61. Les secteurs concernés sont les mêmes qu’en matière de USV à savoir la défense, la science et les activités commerciales.

62. Les études de marché estiment à environ 15 % la croissance des systèmes autonomes sous-marins d’ici 2021-202219. Dans son analyse 2016-2020, Douglas Westwood envisage une hausse de la demande en UUV de 10 % en 202020.

63. 63. Les parts de marché des drones sous-marins à l’échelle mondiale et leur vitesse de croissance sont réparties par ordre d’importance entre les régions Asie Pacifique, l’Amérique du Nord et l’Europe.

64. Avec une production importante à bas coût et d’importants besoins liés aux disputes territoriales, l’Inde et la Chine sont les principaux moteurs de croissance du marché d’Asie Pacifique.

65. Évolution dans le secteur de l’énergie. Parmi les usages commerciaux, le secteur de l’énergie occupe la plus grande part du marché des AUV.

66. Les entreprises du secteur de l’énergie cherchent à répondre à la conjoncture économique qui a pâti des stratégies de surproduction des pays du Golfe en 2014. Leurs activités sont par ailleurs affectées par des politiques environnementales qui les dénigrent en faveur d’énergies renouvelables. Les ressources accessibles ont été majoritairement exploitées conduisant les entreprises en quête de rentabilité à prospecter les réserves probables et possibles de gisements connus, voire de prospecter plus loin en off-shore ou dans des zones jusqu’à présent trop difficiles d’accès.

67. Toutes ces difficultés expliquent l’orientation du secteur de l’énergie vers une politique de réduction des coûts, d’expansion des zones de prospection ou des capacités d’exploitation et à laquelle permettent de répondre les systèmes autonomes. Il reste en effet de nombreuses réserves sous-marines inexploitées, et jusqu’alors inexploitables, qui constituent désormais des axes de R&D pour les fabricants de systèmes autonomes.

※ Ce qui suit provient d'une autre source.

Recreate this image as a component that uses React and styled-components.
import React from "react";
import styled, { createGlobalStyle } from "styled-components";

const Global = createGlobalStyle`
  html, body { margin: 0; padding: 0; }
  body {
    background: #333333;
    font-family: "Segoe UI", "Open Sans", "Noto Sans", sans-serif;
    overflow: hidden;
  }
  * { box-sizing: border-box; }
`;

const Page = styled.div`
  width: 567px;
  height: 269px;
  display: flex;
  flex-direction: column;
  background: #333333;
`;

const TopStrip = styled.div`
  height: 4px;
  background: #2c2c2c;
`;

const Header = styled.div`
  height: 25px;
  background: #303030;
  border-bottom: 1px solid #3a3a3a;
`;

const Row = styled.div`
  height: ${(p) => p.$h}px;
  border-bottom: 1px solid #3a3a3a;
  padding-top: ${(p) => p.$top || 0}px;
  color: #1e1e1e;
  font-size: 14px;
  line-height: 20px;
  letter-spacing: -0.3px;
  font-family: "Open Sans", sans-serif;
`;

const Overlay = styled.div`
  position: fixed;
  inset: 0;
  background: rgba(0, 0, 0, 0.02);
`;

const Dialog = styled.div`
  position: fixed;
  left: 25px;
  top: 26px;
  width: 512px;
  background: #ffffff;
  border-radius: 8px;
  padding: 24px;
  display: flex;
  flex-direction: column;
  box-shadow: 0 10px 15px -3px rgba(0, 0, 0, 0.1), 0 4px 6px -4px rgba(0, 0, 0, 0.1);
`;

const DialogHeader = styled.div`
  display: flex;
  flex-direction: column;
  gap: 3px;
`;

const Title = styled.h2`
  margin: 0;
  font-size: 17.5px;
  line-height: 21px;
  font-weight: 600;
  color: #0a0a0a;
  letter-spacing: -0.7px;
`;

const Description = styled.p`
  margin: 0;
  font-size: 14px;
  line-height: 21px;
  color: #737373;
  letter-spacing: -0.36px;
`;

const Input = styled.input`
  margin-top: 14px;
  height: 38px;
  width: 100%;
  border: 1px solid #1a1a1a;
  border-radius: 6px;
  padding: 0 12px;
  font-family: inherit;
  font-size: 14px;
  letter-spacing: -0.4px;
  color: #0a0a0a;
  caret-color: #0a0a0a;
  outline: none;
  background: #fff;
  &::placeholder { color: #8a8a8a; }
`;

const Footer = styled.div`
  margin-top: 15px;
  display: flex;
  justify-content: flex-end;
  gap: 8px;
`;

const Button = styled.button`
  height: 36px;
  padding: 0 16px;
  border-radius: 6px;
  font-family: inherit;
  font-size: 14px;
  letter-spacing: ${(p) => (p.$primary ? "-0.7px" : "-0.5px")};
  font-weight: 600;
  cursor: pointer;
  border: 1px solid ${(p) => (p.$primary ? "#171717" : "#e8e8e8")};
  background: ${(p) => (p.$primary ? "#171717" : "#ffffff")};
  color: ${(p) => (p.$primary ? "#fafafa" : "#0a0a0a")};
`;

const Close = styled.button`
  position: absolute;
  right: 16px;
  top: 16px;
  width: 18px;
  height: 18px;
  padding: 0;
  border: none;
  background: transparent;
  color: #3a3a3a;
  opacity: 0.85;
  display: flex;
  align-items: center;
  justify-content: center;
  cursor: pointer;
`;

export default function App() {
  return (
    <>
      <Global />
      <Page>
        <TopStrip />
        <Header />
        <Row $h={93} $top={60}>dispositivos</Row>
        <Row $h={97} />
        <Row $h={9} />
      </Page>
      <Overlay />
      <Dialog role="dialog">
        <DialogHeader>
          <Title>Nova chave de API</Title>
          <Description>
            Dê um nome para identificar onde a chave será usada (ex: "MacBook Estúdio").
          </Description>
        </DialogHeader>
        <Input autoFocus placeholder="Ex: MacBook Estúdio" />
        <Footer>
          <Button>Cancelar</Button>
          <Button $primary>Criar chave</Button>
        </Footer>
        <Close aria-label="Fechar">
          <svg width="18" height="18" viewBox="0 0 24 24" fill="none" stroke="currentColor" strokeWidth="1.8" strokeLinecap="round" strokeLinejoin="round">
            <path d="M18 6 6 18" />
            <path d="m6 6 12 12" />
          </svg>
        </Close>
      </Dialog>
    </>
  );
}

68. Les entreprises cherchent par ailleurs à répondre à l’évolution de la consommation de gaz et pétrole qui – malgré la concurrence des énergies renouvelables en Europe ou au Japon – demeure en hausse grâce aux pays émergents caractérisés par une forte croissance démographique. Ainsi, l’Asie (Chine et Inde) et le Moyen-Orient (Qatar, EAU, Israël) ne cessent d’augmenter leur consommation en pétrole avec une moyenne annuelle de 7 %. Les études de marché prévoient une croissance de la demande de systèmes autonomes, notamment dans les régions d’Amérique latine et d’Afrique, comme en mer du Nord et en Norvège s’agissant de l’Europe21.

69. Évolution dans le secteur de défense. Le secteur de la défense représentait en 2015, 49 % des parts de marché. Selon Douglas Westwoods22, 73 % des demandes à venir seront militaires, notamment dues aux besoins des missions de déminage et anti-sous-marins. Les AUV sont une réponse aux missions de longue durée nécessaires à la récolte d’informations, de surveillance, etc.

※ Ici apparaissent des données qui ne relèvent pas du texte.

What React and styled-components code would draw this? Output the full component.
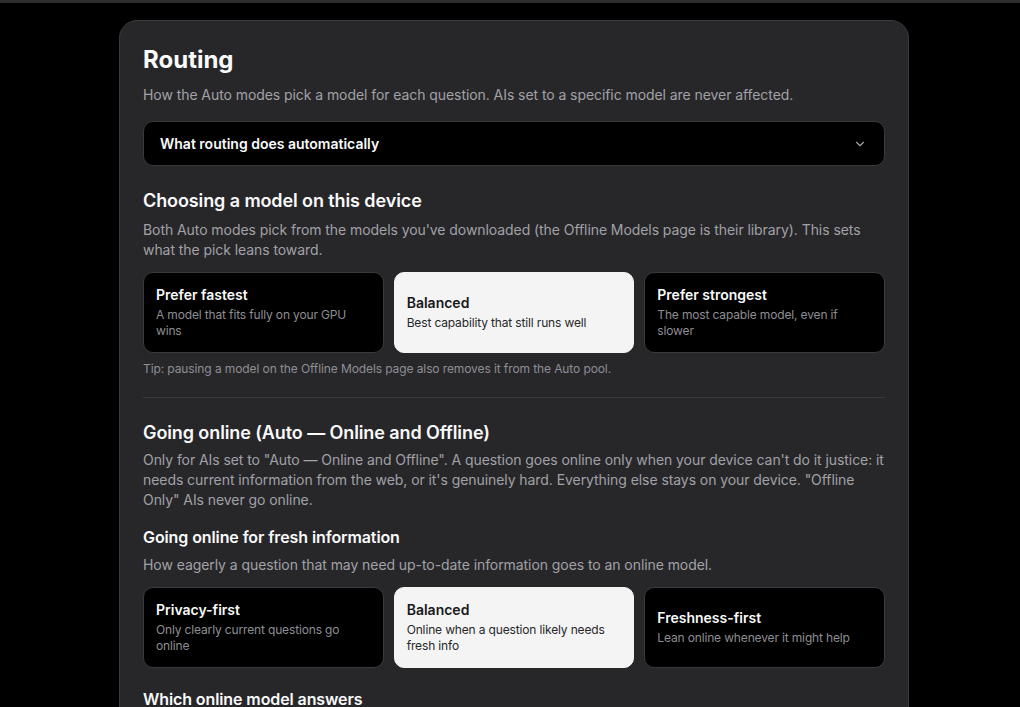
import React, { useState } from "react";
import styled, { createGlobalStyle } from "styled-components";

const GlobalStyle = createGlobalStyle`
  * { box-sizing: border-box; }
  body {
    margin: 0;
    background: #000;
    font-family: Inter, "Noto Sans", sans-serif;
    color: #fafafa;
  }
`;

const deviceOptions = [
  { id: "fast", title: "Prefer fastest", desc: "A model that fits fully on your GPU wins" },
  { id: "balanced", title: "Balanced", desc: "Best capability that still runs well" },
  { id: "strong", title: "Prefer strongest", desc: "The most capable model, even if slower" },
];

const freshOptions = [
  { id: "privacy", title: "Privacy-first", desc: "Only clearly current questions go online" },
  { id: "balanced", title: "Balanced", desc: "Online when a question likely needs fresh info" },
  { id: "fresh", title: "Freshness-first", desc: "Lean online whenever it might help" },
];

const Chevron = () => (
  <svg width="14" height="14" viewBox="0 0 24 24" fill="none" stroke="currentColor" strokeWidth="2" strokeLinecap="round" strokeLinejoin="round">
    <path d="m6 9 6 6 6-6" />
  </svg>
);

const OptionGroup = ({ options, value, onChange }) => (
  <Options>
    {options.map((o) => (
      <Option key={o.id} $active={value === o.id} onClick={() => onChange(o.id)}>
        <OptionTitle>{o.title}</OptionTitle>
        <OptionDesc $active={value === o.id}>{o.desc}</OptionDesc>
      </Option>
    ))}
  </Options>
);

const App = () => {
  const [device, setDevice] = useState("balanced");
  const [fresh, setFresh] = useState("balanced");

  return (
    <>
      <GlobalStyle />
      <TopBar />
      <Page>
        <Card>
          <Title>Routing</Title>
          <Lead>
            How the Auto modes pick a model for each question. AIs set to a specific model are never affected.
          </Lead>
          <Disclosure>
            <span>What routing does automatically</span>
            <Chevron />
          </Disclosure>

          <SectionTitle>Choosing a model on this device</SectionTitle>
          <Text>
            Both Auto modes pick from the models you've downloaded (the Offline Models page is their library). This sets
            what the pick leans toward.
          </Text>
          <OptionGroup options={deviceOptions} value={device} onChange={setDevice} />
          <Tip>Tip: pausing a model on the Offline Models page also removes it from the Auto pool.</Tip>

          <Divider />

          <SectionTitle>Going online (Auto — Online and Offline)</SectionTitle>
          <Text $gap={5}>
            Only for AIs set to "Auto — Online and Offline". A question goes online only when your device can't do it justice: it
            needs current information from the web, or it's genuinely hard. Everything else stays on your device. "Offline
            Only" AIs never go online.
          </Text>

          <SubTitle $gap={16}>Going online for fresh information</SubTitle>
          <Text>How eagerly a question that may need up-to-date information goes to an online model.</Text>
          <OptionGroup options={freshOptions} value={fresh} onChange={setFresh} />

          <SubTitle $gap={20}>Which online model answers</SubTitle>
          <Text>Pick the online model that handles questions sent off the device.</Text>
        </Card>
      </Page>
    </>
  );
};

const TopBar = styled.div`
  height: 3px;
  background: #2e2e31;
`;

const Page = styled.main`
  padding: 17px 0 0 119px;
  height: 704px;
  overflow: hidden;
`;

const Card = styled.section`
  width: 790px;
  background: #27272a;
  border: 1px solid #3a3a3e;
  border-radius: 18px;
  padding: 22px 23px 40px;
`;

const Title = styled.h1`
  margin: 0;
  font-size: 24px;
  line-height: 34px;
  font-weight: 700;
  letter-spacing: 0;
  color: #fafafa;
`;

const Lead = styled.p`
  margin: 8px 0 0;
  font-size: 14px;
  line-height: 20px;
  letter-spacing: -0.07px;
  color: #a1a1a6;
`;

const Disclosure = styled.button`
  display: flex;
  align-items: center;
  justify-content: space-between;
  width: 100%;
  height: 45px;
  margin-top: 16px;
  padding: 0 17px 0 16px;
  background: #000;
  border: 1px solid #3a3a3e;
  border-radius: 10px;
  color: #fafafa;
  font-family: inherit;
  font-size: 14px;
  font-weight: 600;
  letter-spacing: 0;
  cursor: pointer;
  svg { color: #a1a1a6; }
`;

const SectionTitle = styled.h2`
  margin: 23px 0 0;
  font-size: 18px;
  line-height: 24px;
  font-weight: 600;
  letter-spacing: -0.1px;
  color: #fafafa;
`;

const SubTitle = styled.h3`
  margin: ${({ $gap }) => $gap ?? 18}px 0 0;
  font-size: 16px;
  line-height: 22px;
  font-weight: 600;
  letter-spacing: -0.1px;
  color: #fafafa;
`;

const Text = styled.p`
  margin: ${({ $gap }) => $gap ?? 7}px 0 0;
  font-size: 14px;
  line-height: 20px;
  letter-spacing: -0.07px;
  color: #a1a1a6;
`;

const Options = styled.div`
  display: grid;
  grid-template-columns: repeat(3, 1fr);
  gap: 10px;
  margin-top: 12px;
`;

const Option = styled.button`
  display: flex;
  flex-direction: column;
  justify-content: center;
  height: 81px;
  padding: 0 12px;
  text-align: left;
  font-family: inherit;
  border-radius: 10px;
  border: 1px solid ${({ $active }) => ($active ? "#f4f4f5" : "#3a3a3e")};
  background: ${({ $active }) => ($active ? "#f4f4f5" : "#000")};
  color: ${({ $active }) => ($active ? "#18181b" : "#fafafa")};
  cursor: pointer;
`;

const OptionTitle = styled.span`
  font-size: 14px;
  line-height: 18px;
  font-weight: 600;
  letter-spacing: 0;
`;

const OptionDesc = styled.span`
  margin-top: 3px;
  font-size: 12px;
  line-height: 16px;
  letter-spacing: -0.15px;
  color: ${({ $active }) => ($active ? "#27272a" : "#8e8e93")};
`;

const Tip = styled.p`
  margin: 8px 0 0;
  font-size: 12px;
  line-height: 16px;
  letter-spacing: -0.1px;
  color: #8e8e93;
`;

const Divider = styled.hr`
  margin: 20px 0 0;
  border: none;
  border-top: 1px solid #3a3a3e;
`;

export default App;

70. Évolution dans le secteur scientifique. Encouragé par les besoins en océanographie ou en protection de l’environnement, le secteur scientifique représentera 22 % du marché d’ici 2020.

71. Progressive disparition des Remotely Operated Vehicle (RoV) en faveur des AUV. Le fonctionnement en mode autonome est de plus en plus convoité puisqu’il ne requiert pas l’intervention humaine permanente et se déplace de façon autonome sur la base d’instructions pré-programmées. Les avantages de l’autonomie et l’attrait du « sans-fil » laissent à penser un remplacement prochain des RoV par les AUV.

1.4.2. Le marché des véhicules autonomes terrestres (UGV)

72. Selon l’étude Markets and Markets23, dans les cinq prochaines années, le marché des robots autonomes terrestres (UGV)24 devrait enregistrer une hausse de 12,14 %. Cette hausse s’explique par la quête des industriels du secteur, qui concentrent leurs efforts en R&D à répondre aux exigences croissantes d’efficacité opérationnelle, de réduction d’intervention humaine et de méthodes toujours plus pointues dans le cadre des conflits mondiaux, en particulier dans la lutte contre le terrorisme.

73. Les UGV à chenilles, par leur mobilité sur tous terrains, notamment accidentés, sont un atout essentiel aux opérations militaires ou agricoles et occuperont une part dominante dans le marché à venir. Les sUGV (small UGV) seront privilégiés. En effet, ils sont aisément maniables, rapides et donc propices aux missions techniques de la défense ainsi que pour les usages domestiques.

74. Le marché des véhicules autonomes terrestres se décompose en deux principaux segments que sont le secteur commercial et la défense.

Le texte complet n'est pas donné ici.